I became curious about Buddhism, particularly Zen practice. I borrowed books from the Morgan Bay Zendo, about an hour from my home, and attended two meditation sessions there. I found the experience grounding and surprisingly familiar. Eventually, I created a small meditation space in my home, including an iron statue representing the Buddha — not as a god, but as a real man who taught practical ways to reduce suffering.
As I learned more, I discovered a form of Zen Buddhism that allows room for belief in God. That mattered to me. I began to see parallels between Zen teachings and the core moral principles I had learned in Christianity — compassion, restraint, gratitude, and responsibility for one’s actions. The Ten Commandments and Zen’s simple guidance on reducing suffering are not as far apart as they may seem.
I am not advocating that anyone change their beliefs. That would be wrong, and it is not what the Buddha taught. I only know what has worked for me.

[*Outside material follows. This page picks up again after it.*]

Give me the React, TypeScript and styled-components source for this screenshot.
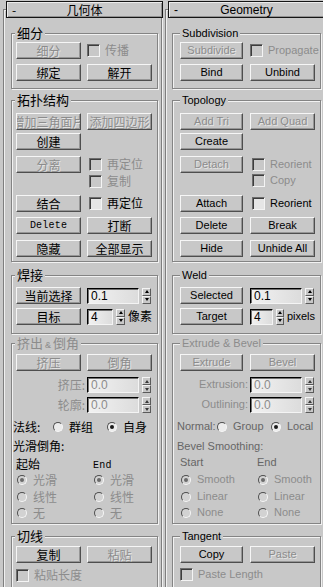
import type { ReactNode } from "react";
import styled, { createGlobalStyle } from "styled-components";

const BG = "#c8c8c8";
const DIS = "#8c8c8c";
const SANS = `"Liberation Sans", Arial, sans-serif`;
const CJK = `"Noto Sans CJK SC", "Liberation Sans", sans-serif`;
const MONO = `"Liberation Mono", "Courier New", monospace`;

// per-language metrics of the rollout (the two screenshots differ by a few px)
type Lay = {
  font: string;
  size: number;
  legend: number;
  lx: number;
  gl: number;
  gw: number;
  pl: number;
  c1: number;
  gap: number;
  c2: number;
  sub: string;
};

const ZH: Lay = { font: CJK, size: 12, legend: 13, lx: -1, gl: 7, gw: 147, pl: 4, c1: 65, gap: 6, c2: 65, sub: "#000" };
const EN: Lay = { font: SANS, size: 11, legend: 11, lx: 0, gl: 6, gw: 149, pl: 7, c1: 63, gap: 7, c2: 65, sub: "#666" };

type Texts = Record<string, ReactNode>;

const GlobalStyle = createGlobalStyle`
  html, body {
    margin: 0;
    padding: 0;
    background: ${BG};
    overflow: hidden;
  }
  body {
    width: 323px;
    height: 587px;
  }
`;

const Page = styled.div`
  display: flex;
  width: 323px;
  height: 587px;
  overflow: hidden;
  background: ${BG};
`;

const PanelBox = styled.div<{ $l: Lay }>`
  width: 162px;
  flex: none;
  font-family: ${(p) => p.$l.font};
  font-size: ${(p) => p.$l.size}px;
  color: #000;
  line-height: 1.2;
`;

const Frame = styled.div`
  margin: 9px 0 0 3px;
  width: 159px;
  height: 640px;
  box-sizing: border-box;
  border: 1px solid #7e7e7e;
  box-shadow: inset 1px 1px 0 #f0f0f0, 1px 1px 0 #f0f0f0;
`;

const Header = styled.div`
  margin: -9px -2px 0 2px;
  height: 17px;
  box-sizing: border-box;
  padding: 0 5px;
  border: 1px solid #151515;
  box-shadow: inset 1px 1px 0 #ececec, inset -1px -1px 0 #929292;
  background: ${BG};
  display: grid;
  grid-template-columns: 1fr auto 1fr;
  align-items: center;
  line-height: 14px;
  font-size: 12px;
`;

const Group = styled.div<{ $l: Lay; $mt: number; $pb: number }>`
  margin: ${(p) => p.$mt}px 0 0 ${(p) => p.$l.gl}px;
  width: ${(p) => p.$l.gw}px;
  box-sizing: border-box;
  padding: 0 0 ${(p) => p.$pb}px ${(p) => p.$l.pl}px;
  border: 1px solid #848484;
  box-shadow: inset 1px 1px 0 #f2f2f2, 1px 1px 0 #f2f2f2;
`;

const Legend = styled.div<{ $l: Lay; $dis?: boolean }>`
  width: fit-content;
  margin: -8px 0 0 ${(p) => p.$l.lx}px;
  padding: 0 2px;
  height: 14px;
  line-height: 14px;
  font-size: ${(p) => p.$l.legend}px;
  background: ${BG};
  color: ${(p) => (p.$dis ? DIS : "#000")};
  white-space: nowrap;
`;

const Amp = styled.span`
  font-family: ${SANS};
  font-size: 9px;
  margin: 0 2px;
`;

const Row = styled.div<{ $l: Lay; $mt: number; $h?: number }>`
  display: grid;
  grid-template-columns: ${(p) => p.$l.c1}px ${(p) => p.$l.c2}px;
  column-gap: ${(p) => p.$l.gap}px;
  height: ${(p) => p.$h ?? 17}px;
  margin-top: ${(p) => p.$mt}px;
  align-items: center;
`;

const Button = styled.button<{ $dis?: boolean }>`
  appearance: none;
  margin: 0;
  padding: 0;
  font: inherit;
  line-height: 1;
  height: 17px;
  box-sizing: border-box;
  border: 1px solid;
  border-color: #f6f6f6 #4e4e4e #4e4e4e #f6f6f6;
  box-shadow: inset -1px -1px 0 #969696;
  background: ${BG};
  color: ${(p) => (p.$dis ? DIS : "#000")};
  text-shadow: ${(p) => (p.$dis ? "1px 1px 0 rgba(255,255,255,0.55)" : "none")};
  display: flex;
  align-items: center;
  justify-content: center;
  overflow: hidden;
  white-space: nowrap;
`;

const Mono = styled.span`
  font-family: ${MONO};
  font-size: 10px;
  letter-spacing: 0.2px;
`;

const Check = styled.label<{ $dis?: boolean; $ml?: number }>`
  display: flex;
  align-items: center;
  gap: 5px;
  margin-left: ${(p) => p.$ml ?? 0}px;
  color: ${(p) => (p.$dis ? DIS : "#000")};
  white-space: nowrap;
`;

const CheckBox = styled.span<{ $on?: boolean }>`
  flex: none;
  width: 13px;
  height: 13px;
  box-sizing: border-box;
  border: 1px solid;
  border-color: #6c6c6c #f4f4f4 #f4f4f4 #6c6c6c;
  box-shadow: inset 1px 1px 0 #3c3c3c;
  background: ${(p) => (p.$on ? "#e6e6e6" : BG)};
`;

const Spin = styled.div`
  display: flex;
  align-items: center;
  gap: 3px;
  white-space: nowrap;
`;

const Field = styled.div<{ $w: number; $dis?: boolean }>`
  width: ${(p) => p.$w}px;
  height: 16px;
  box-sizing: border-box;
  padding-left: 3px;
  border: 1px solid;
  border-color: #000 #f4f4f4 #f4f4f4 #000;
  box-shadow: inset 1px 1px 0 #707070;
  background: linear-gradient(to right, #f2f2f2, #dcdcdc);
  font-family: ${SANS};
  font-size: 12px;
  line-height: 14px;
  color: ${(p) => (p.$dis ? DIS : "#000")};
`;

const Arrows = styled.div`
  width: 9px;
  height: 16px;
  display: grid;
  grid-template-rows: 1fr 1fr;
`;

const Arrow = styled.span<{ $up?: boolean; $dis?: boolean }>`
  box-sizing: border-box;
  border: 1px solid;
  border-color: #f4f4f4 #5a5a5a #5a5a5a #f4f4f4;
  background: ${BG};
  display: grid;
  place-items: center;
  &::after {
    content: "";
    width: 0;
    height: 0;
    border-left: 2.5px solid transparent;
    border-right: 2.5px solid transparent;
    ${(p) => (p.$up ? "border-bottom" : "border-top")}: 3px solid
      ${(p) => (p.$dis ? "#3a3a3a" : "#000")};
  }
`;

const SpinRow = styled.div<{ $mt: number }>`
  display: flex;
  align-items: center;
  height: 16px;
  margin-top: ${(p) => p.$mt}px;
`;

const SpinLabel = styled.span<{ $l: Lay; $dis?: boolean }>`
  width: ${(p) => p.$l.c1 + p.$l.gap - 2}px;
  margin-right: 2px;
  text-align: right;
  white-space: nowrap;
  color: ${(p) => (p.$dis ? DIS : "#000")};
`;

const TextLine = styled.div<{ $mt: number; $color: string }>`
  height: 14px;
  line-height: 14px;
  margin: ${(p) => p.$mt}px 0 0 -3px;
  color: ${(p) => p.$color};
  white-space: nowrap;
`;

const NormalRow = styled.div<{ $color: string }>`
  display: grid;
  grid-template-columns: 36px 54px auto;
  align-items: center;
  height: 14px;
  margin-top: 7px;
  color: ${(p) => p.$color};
  white-space: nowrap;
`;

const NormalLabel = styled.span`
  margin-left: -3px;
`;

const SmoothRow = styled.div<{ $mt: number; $color: string }>`
  display: grid;
  grid-template-columns: 77px auto;
  align-items: center;
  height: 14px;
  margin-top: ${(p) => p.$mt}px;
  color: ${(p) => p.$color};
  white-space: nowrap;
`;

const Option = styled.label`
  display: flex;
  align-items: center;
  gap: 6px;
  margin-left: 1px;
`;

const Radio = styled.span<{ $on?: boolean; $dis?: boolean }>`
  flex: none;
  width: 10px;
  height: 10px;
  box-sizing: border-box;
  border-radius: 50%;
  border: 1px solid;
  border-color: #4e4e4e #f6f6f6 #f6f6f6 #4e4e4e;
  background: ${(p) => (p.$dis ? "#d2d2d2" : "#ececec")};
  display: grid;
  place-items: center;
  &::after {
    content: "";
    width: 4px;
    height: 4px;
    border-radius: 50%;
    background: ${(p) => (p.$on ? (p.$dis ? "#6a6a6a" : "#1a1a1a") : "transparent")};
  }
`;

const Spinner = ({ w, value, dis }: { w: number; value: string; dis?: boolean }) => (
  <>
    <Field $w={w} $dis={dis}>
      {value}
    </Field>
    <Arrows>
      <Arrow $up $dis={dis} />
      <Arrow $dis={dis} />
    </Arrows>
  </>
);

const Panel = ({ l, t }: { l: Lay; t: Texts }) => (
  <PanelBox $l={l}>
    <Frame>
      <Header>
        <span>-</span>
        <span>{t.title}</span>
        <span />
      </Header>

      <Group $l={l} $mt={15} $pb={7}>
        <Legend $l={l}>{t.subdivision}</Legend>
        <Row $l={l} $mt={2}>
          <Button $dis>{t.subdivide}</Button>
          <Check $dis>
            <CheckBox />
            {t.propagate}
          </Check>
        </Row>
        <Row $l={l} $mt={5}>
          <Button>{t.bind}</Button>
          <Button>{t.unbind}</Button>
        </Row>
      </Group>

      <Group $l={l} $mt={11} $pb={4}>
        <Legend $l={l}>{t.topology}</Legend>
        <Row $l={l} $mt={6}>
          <Button $dis>{t.addTri}</Button>
          <Button $dis>{t.addQuad}</Button>
        </Row>
        <Row $l={l} $mt={3}>
          <Button>{t.create}</Button>
        </Row>
        <Row $l={l} $mt={6}>
          <Button $dis>{t.detach}</Button>
          <Check $dis $ml={2}>
            <CheckBox />
            {t.reorient}
          </Check>
        </Row>
        <Row $l={l} $mt={1} $h={13}>
          <span />
          <Check $dis $ml={2}>
            <CheckBox />
            {t.copyDetach}
          </Check>
        </Row>
        <Row $l={l} $mt={8}>
          <Button>{t.attach}</Button>
          <Check $ml={2}>
            <CheckBox $on />
            {t.reorient}
          </Check>
        </Row>
        <Row $l={l} $mt={5}>
          <Button>{t.delete}</Button>
          <Button>{t.break}</Button>
        </Row>
        <Row $l={l} $mt={6}>
          <Button>{t.hide}</Button>
          <Button>{t.unhideAll}</Button>
        </Row>
      </Group>

      <Group $l={l} $mt={13} $pb={8}>
        <Legend $l={l}>{t.weld}</Legend>
        <Row $l={l} $mt={5}>
          <Button>{t.selected}</Button>
          <Spin>
            <Spinner w={52} value="0.1" />
          </Spin>
        </Row>
        <Row $l={l} $mt={4}>
          <Button>{t.target}</Button>
          <Spin>
            <Spinner w={27} value="4" />
            <span>{t.pixels}</span>
          </Spin>
        </Row>
      </Group>

      <Group $l={l} $mt={9} $pb={3}>
        <Legend $l={l} $dis>
          {t.extrudeBevel}
        </Legend>
        <Row $l={l} $mt={4}>
          <Button $dis>{t.extrude}</Button>
          <Button $dis>{t.bevel}</Button>
        </Row>
        <SpinRow $mt={6}>
          <SpinLabel $l={l} $dis>
            {t.extrusion}
          </SpinLabel>
          <Spin>
            <Spinner w={52} value="0.0" dis />
          </Spin>
        </SpinRow>
        <SpinRow $mt={4}>
          <SpinLabel $l={l} $dis>
            {t.outlining}
          </SpinLabel>
          <Spin>
            <Spinner w={52} value="0.0" dis />
          </Spin>
        </SpinRow>
        <NormalRow $color={l.sub}>
          <NormalLabel>{t.normal}</NormalLabel>
          <Option>
            <Radio />
            {t.group}
          </Option>
          <Option>
            <Radio $on />
            {t.local}
          </Option>
        </NormalRow>
        <TextLine $mt={5} $color={l.sub}>
          {t.bevelSmoothing}
        </TextLine>
        <SmoothRow $mt={3} $color={l.sub}>
          <span>{t.start}</span>
          <span>{t.end}</span>
        </SmoothRow>
        {[t.smooth, t.linear, t.none].map((name, i) => (
          <SmoothRow key={i} $mt={i === 2 ? 2 : 3} $color={DIS}>
            <Option>
              <Radio $dis $on={i === 0} />
              {name}
            </Option>
            <Option>
              <Radio $dis $on={i === 0} />
              {name}
            </Option>
          </SmoothRow>
        ))}
      </Group>

      <Group $l={l} $mt={12} $pb={20}>
        <Legend $l={l}>{t.tangent}</Legend>
        <Row $l={l} $mt={3}>
          <Button>{t.copy}</Button>
          <Button $dis>{t.paste}</Button>
        </Row>
        <Row $l={l} $mt={5} $h={13}>
          <Check $dis>
            <CheckBox />
            {t.pasteLength}
          </Check>
        </Row>
      </Group>
    </Frame>
  </PanelBox>
);

const zhTexts: Texts = {
  title: "几何体",
  subdivision: "细分",
  subdivide: "细分",
  propagate: "传播",
  bind: "绑定",
  unbind: "解开",
  topology: "拓扑结构",
  addTri: "增加三角面片",
  addQuad: "添加四边形",
  create: "创建",
  detach: "分离",
  reorient: "再定位",
  copyDetach: "复制",
  attach: "结合",
  delete: <Mono>Delete</Mono>,
  break: "打断",
  hide: "隐藏",
  unhideAll: "全部显示",
  weld: "焊接",
  selected: "当前选择",
  target: "目标",
  pixels: "像素",
  extrudeBevel: (
    <>
      挤出<Amp>&amp;</Amp>倒角
    </>
  ),
  extrude: "挤压",
  bevel: "倒角",
  extrusion: "挤压:",
  outlining: "轮廓:",
  normal: "法线:",
  group: "群组",
  local: "自身",
  bevelSmoothing: "光滑倒角:",
  start: "起始",
  end: <Mono>End</Mono>,
  smooth: "光滑",
  linear: "线性",
  none: "无",
  tangent: "切线",
  copy: "复制",
  paste: "粘贴",
  pasteLength: "粘贴长度",
};

const enTexts: Texts = {
  title: "Geometry",
  subdivision: "Subdivision",
  subdivide: "Subdivide",
  propagate: "Propagate",
  bind: "Bind",
  unbind: "Unbind",
  topology: "Topology",
  addTri: "Add Tri",
  addQuad: "Add Quad",
  create: "Create",
  detach: "Detach",
  reorient: "Reorient",
  copyDetach: "Copy",
  attach: "Attach",
  delete: "Delete",
  break: "Break",
  hide: "Hide",
  unhideAll: "Unhide All",
  weld: "Weld",
  selected: "Selected",
  target: "Target",
  pixels: "pixels",
  extrudeBevel: "Extrude & Bevel",
  extrude: "Extrude",
  bevel: "Bevel",
  extrusion: "Extrusion:",
  outlining: "Outlining:",
  normal: "Normal:",
  group: "Group",
  local: "Local",
  bevelSmoothing: "Bevel Smoothing:",
  start: "Start",
  end: "End",
  smooth: "Smooth",
  linear: "Linear",
  none: "None",
  tangent: "Tangent",
  copy: "Copy",
  paste: "Paste",
  pasteLength: "Paste Length",
};

export default function App() {
  return (
    <>
      <GlobalStyle />
      <Page>
        <Panel l={ZH} t={zhTexts} />
        <Panel l={EN} t={enTexts} />
      </Page>
    </>
  );
}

Meditation, mindful breathing, daily gratitude, and a conscious effort to be a better person have helped me more than I ever expected. They have given me peace without requiring certainty, meaning without fear, and structure without dogma.
Perhaps Maine’s declining religious affiliation is not always a rejection of values, but a quiet search for different ways to live thoughtfully, compassionately, and fully in a complicated world.